T-PAIN FT. WIZ KHALIFA & LILY ALLEN “5 (O’CLOCK)”
My blurb for this one was a punt — “Look I just like worlds colliding okay?” — but it’s one I stand behind. Every time I listen to it I think about what a more interesting world it would be if T-Pain and Lily Allen really were each other’s fuck buddies. (For one thing, Lily Allen might make more interesting music. BOOM roasted.) Which I guess would make Wiz Khalifa the creepy friend who writes fanfiction about the relationship, but you can’t have everything. T-Pain’s familiar sculpted-from-sheet-metal vocals and Lily Allen’s breathless hush meld together in uncomplementary ways, but the production (by T-Pain himself) ties it together in an uneasy ribbon with piano and wobbly synths. I still hear it as more of a curio than an actual song — even though it has done well on the radio — but I have a lot of love for novelties anyway. Rebecca Black to thread.
TRACEY THORN “NIGHT TIME”
I already copped to not knowing the xx at all, so I don’t know how Tracey Thorn improves (or, much more difficult to imagine, doesn’t) on the original. Given that the same spectral, watery guitars appear here as do in the one Gil Scott-Heron remix I have heard, I’m starting to suspect that they have about one setting.
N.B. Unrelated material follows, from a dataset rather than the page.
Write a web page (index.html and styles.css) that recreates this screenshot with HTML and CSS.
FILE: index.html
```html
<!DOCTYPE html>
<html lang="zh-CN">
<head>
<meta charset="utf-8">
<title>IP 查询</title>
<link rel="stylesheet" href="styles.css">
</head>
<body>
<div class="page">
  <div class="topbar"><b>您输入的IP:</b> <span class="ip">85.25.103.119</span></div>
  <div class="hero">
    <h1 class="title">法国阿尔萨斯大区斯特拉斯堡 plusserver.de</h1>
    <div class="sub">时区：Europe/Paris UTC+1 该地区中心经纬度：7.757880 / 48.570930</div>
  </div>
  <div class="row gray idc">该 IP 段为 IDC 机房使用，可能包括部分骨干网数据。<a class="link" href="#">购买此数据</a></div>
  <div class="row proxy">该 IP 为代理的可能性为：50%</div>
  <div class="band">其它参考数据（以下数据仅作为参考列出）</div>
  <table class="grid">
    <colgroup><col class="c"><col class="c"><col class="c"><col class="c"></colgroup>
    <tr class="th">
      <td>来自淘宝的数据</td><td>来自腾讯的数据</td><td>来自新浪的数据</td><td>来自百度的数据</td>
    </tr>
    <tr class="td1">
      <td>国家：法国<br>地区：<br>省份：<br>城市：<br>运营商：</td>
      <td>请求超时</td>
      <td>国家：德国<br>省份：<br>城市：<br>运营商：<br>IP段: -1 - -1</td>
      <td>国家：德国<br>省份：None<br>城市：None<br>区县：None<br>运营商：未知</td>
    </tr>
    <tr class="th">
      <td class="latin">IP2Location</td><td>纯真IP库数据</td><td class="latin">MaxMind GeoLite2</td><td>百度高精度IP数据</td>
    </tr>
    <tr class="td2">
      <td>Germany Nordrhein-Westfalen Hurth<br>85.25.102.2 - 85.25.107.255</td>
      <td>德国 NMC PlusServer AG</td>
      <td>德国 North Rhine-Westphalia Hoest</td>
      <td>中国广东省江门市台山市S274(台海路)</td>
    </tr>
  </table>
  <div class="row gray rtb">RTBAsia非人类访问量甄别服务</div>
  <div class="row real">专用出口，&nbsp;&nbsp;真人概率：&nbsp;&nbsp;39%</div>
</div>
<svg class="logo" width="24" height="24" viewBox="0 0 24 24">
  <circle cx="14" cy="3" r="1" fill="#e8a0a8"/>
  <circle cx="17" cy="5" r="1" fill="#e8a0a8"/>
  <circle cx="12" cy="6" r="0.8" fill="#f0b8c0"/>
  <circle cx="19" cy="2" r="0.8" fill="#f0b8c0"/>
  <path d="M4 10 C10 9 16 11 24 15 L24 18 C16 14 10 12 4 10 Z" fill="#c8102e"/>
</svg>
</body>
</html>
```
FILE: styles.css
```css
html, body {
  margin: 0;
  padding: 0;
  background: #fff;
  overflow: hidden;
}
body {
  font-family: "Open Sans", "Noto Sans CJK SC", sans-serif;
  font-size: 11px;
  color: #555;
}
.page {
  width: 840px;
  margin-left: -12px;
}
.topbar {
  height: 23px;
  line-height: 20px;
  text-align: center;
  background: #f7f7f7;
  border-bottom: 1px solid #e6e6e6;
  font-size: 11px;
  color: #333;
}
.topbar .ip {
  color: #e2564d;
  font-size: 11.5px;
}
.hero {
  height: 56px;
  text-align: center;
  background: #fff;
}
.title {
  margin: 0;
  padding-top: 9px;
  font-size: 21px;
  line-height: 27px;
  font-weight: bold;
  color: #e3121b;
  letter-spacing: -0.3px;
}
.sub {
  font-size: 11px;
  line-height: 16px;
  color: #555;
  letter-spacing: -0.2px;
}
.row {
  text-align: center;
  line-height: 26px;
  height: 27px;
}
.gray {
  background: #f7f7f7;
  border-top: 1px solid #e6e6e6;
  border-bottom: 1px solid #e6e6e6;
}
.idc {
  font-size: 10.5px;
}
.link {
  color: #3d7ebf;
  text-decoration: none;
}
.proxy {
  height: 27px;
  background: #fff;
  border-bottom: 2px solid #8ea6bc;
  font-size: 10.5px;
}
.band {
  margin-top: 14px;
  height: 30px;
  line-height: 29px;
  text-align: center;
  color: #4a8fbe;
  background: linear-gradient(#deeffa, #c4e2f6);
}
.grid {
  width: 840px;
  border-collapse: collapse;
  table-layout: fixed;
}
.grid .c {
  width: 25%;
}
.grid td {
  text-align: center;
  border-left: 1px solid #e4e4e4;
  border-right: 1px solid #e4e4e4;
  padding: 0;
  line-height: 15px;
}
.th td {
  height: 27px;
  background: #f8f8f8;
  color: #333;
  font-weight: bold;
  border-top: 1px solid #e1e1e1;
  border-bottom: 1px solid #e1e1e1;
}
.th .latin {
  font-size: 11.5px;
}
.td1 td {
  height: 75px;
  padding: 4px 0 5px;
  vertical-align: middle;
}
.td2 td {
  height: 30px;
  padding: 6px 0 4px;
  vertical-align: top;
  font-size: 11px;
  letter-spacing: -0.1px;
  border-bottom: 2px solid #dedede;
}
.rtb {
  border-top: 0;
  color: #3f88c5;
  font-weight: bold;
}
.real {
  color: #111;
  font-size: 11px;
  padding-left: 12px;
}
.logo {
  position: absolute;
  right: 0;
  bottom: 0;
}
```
But this is (once again) me complaining about not knowing context, and there’s a cheap and easy solution to that. So I’ll say that as a piece of music on its own, it’s both gorgeous and slightly too tasteful. “Too” is something of a red herring here; the first music writing I ever published on the internet was on a series of mixes I made between 2002 and 2007, the main throughline of which was: Not Particularly Relevant (Anymore) Musicians Make Tasteful Music For People Who Are Scared Of Modern Pop (Like Me). (I’m not linking because seriously. I’m scared to even look.) Tracey Thorn’s cover on “Night Time” would have fit magesterially into those mixes. If I don’t adore it the way I once would have, that’s because I’m no longer that person. Also I’ve heard a lot more since; none of which makes “Night Time” any worse than it actually is. Just not as stunning as I once would have found it. Non-ironic sadface.